The amended complaint challenges Ensey’s claims that his involvement in Aug. 11 raids on the Record and the homes of Eric and Joan Meyer and Ruth Herbel were overstated.

“To the contrary, his statements were part of a carefully orchestrated effort to avoid being placed in the proverbial line of fire, knowing well that the fallout from the raids would be fast and heavy,” Shuart wrote.

Shuart quotes Cody’s original answer to Gruver’s lawsuit, in which Cody claimed emails and text messages between Cody and Ensey were exchanged starting Aug. 8.

“Ensey called a meeting with … law enforcement agencies,” Shuart quoted from Cody’s answer to Gruver’s suit. “Despite participating in emails and meetings, Ensey has since advised Chief Cody that he did not actually read the documents that Cody sent to him, including the draft search warrant affidavits and search warrants which were sent to him.”

Shuart wrote that evidence supports the belief that Ensey worked “very closely in conjunction with professional colleagues to evaluate and attempt to minimize his personal liability for the raids.”

“The day after the raids, County Attorney Ensey began evaluating the scope — or lack thereof — of his potential immunity from liability,” Shuart wrote. “That morning, (he) spoke with a professional colleague about (a) case … in which a prosecutor faced liability for reviewing and approving an affidavit and warrant, this setting into motion a series of events the prosecutor knew, or reasonably should have known would cause others to deprive the person of their constitutional rights.

“On Tuesday, Aug. 15, Ensey received advice that ‘every effort should be made to return the material seized to the owners in an expedited manner’ because ‘these warrants will not sustain appellate review.’”

Ensey then arranged a middle-of-the-night meeting with Cody and Soyez. At 9:44 p.m.

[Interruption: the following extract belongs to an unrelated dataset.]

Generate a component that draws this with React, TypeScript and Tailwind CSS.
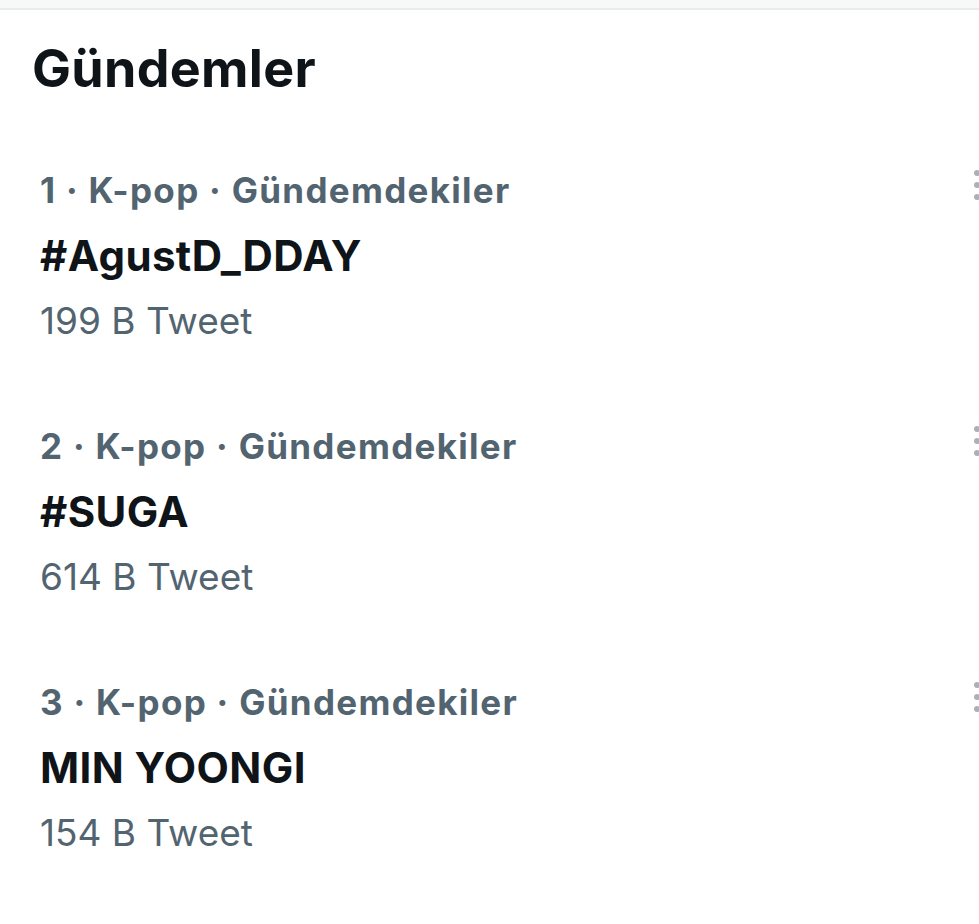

Aug. 15, Ensey emailed Cody and Soyez saying he wanted to meet with them at 11:30, Shuart wrote.

On Aug. 16, Ensey released a statement that while he believed the affidavits established probable cause to believe an employee of the newspaper might have committed unlawful acts concerning computers, he had “come to the conclusion that insufficient evidence exists to establish a legally sufficient nexus between this alleged crime and the places searched and the items seized.”

Shuart wrote that even if Ensey’s claims that he didn’t fully review the affidavits or warrants were true, “even a cursory reading of the papers would reveal the intended places to be searched, leading a reasonable prosecutor to conclude what … Ensey has already conceded: that there was no legally sufficient nexus between the alleged crime and the places to be searched.”